So, for example, "Storm Bert was headed this way but we never really saw much of it", whereas "Storm Darragh is heading this way, so stay indoors".

Headed is past tense but can also mean the direction is set but not the movement. Generally if something is moving it's "heading".

 

It's little questions like this that makes one think as to whether they really know the things they think they no.

 

Yeah, the 2 answers above seem plausible to me 😉

I thought if you headed someone it was like a Glasgow kiss?

That's heeded you're thinking of.

Question Author

Oh I see.

I don't get the distinction, Buenchico. "He is painting the house"/"He was painting the house" - we don't say "He was painted the house".

It's the difference between the imperfect and perfect tense.

The storm was heading would be correct for the imperfect.

The storm headed would be the perfect.

The storm had been heading would of course be the pluperfect as we all know from our O level french.
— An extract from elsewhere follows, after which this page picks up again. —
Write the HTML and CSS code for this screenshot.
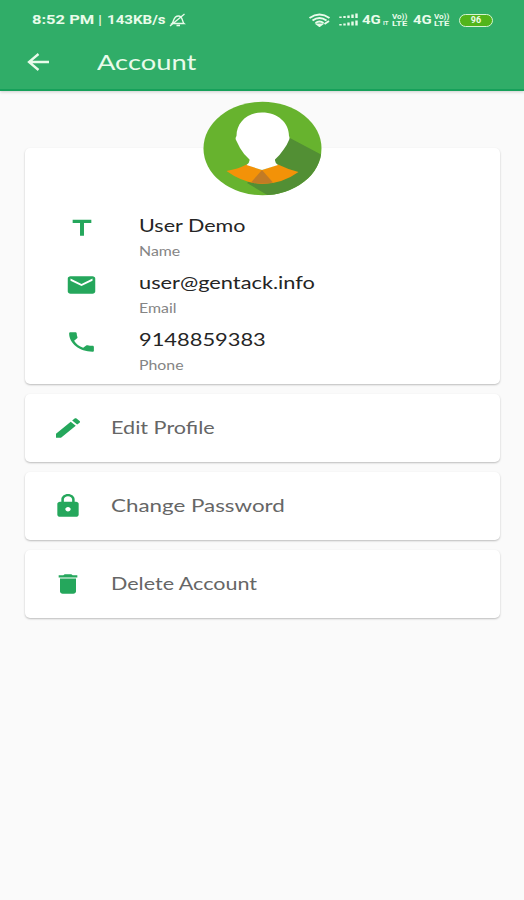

'Was headed' sounds wrong.

 

either. Just  emerged from my arabic class and you should hear their howlers in english

I would say, "X is headed..." is an intended or potential outcome while, "X is heading..." is actually happening or is a more likely outcome.

Languages evolves. If enough people say something wrong it eventually becomes right.

Question Author

No, wrong grammer can never be right.

Question Author

Grammar, oops.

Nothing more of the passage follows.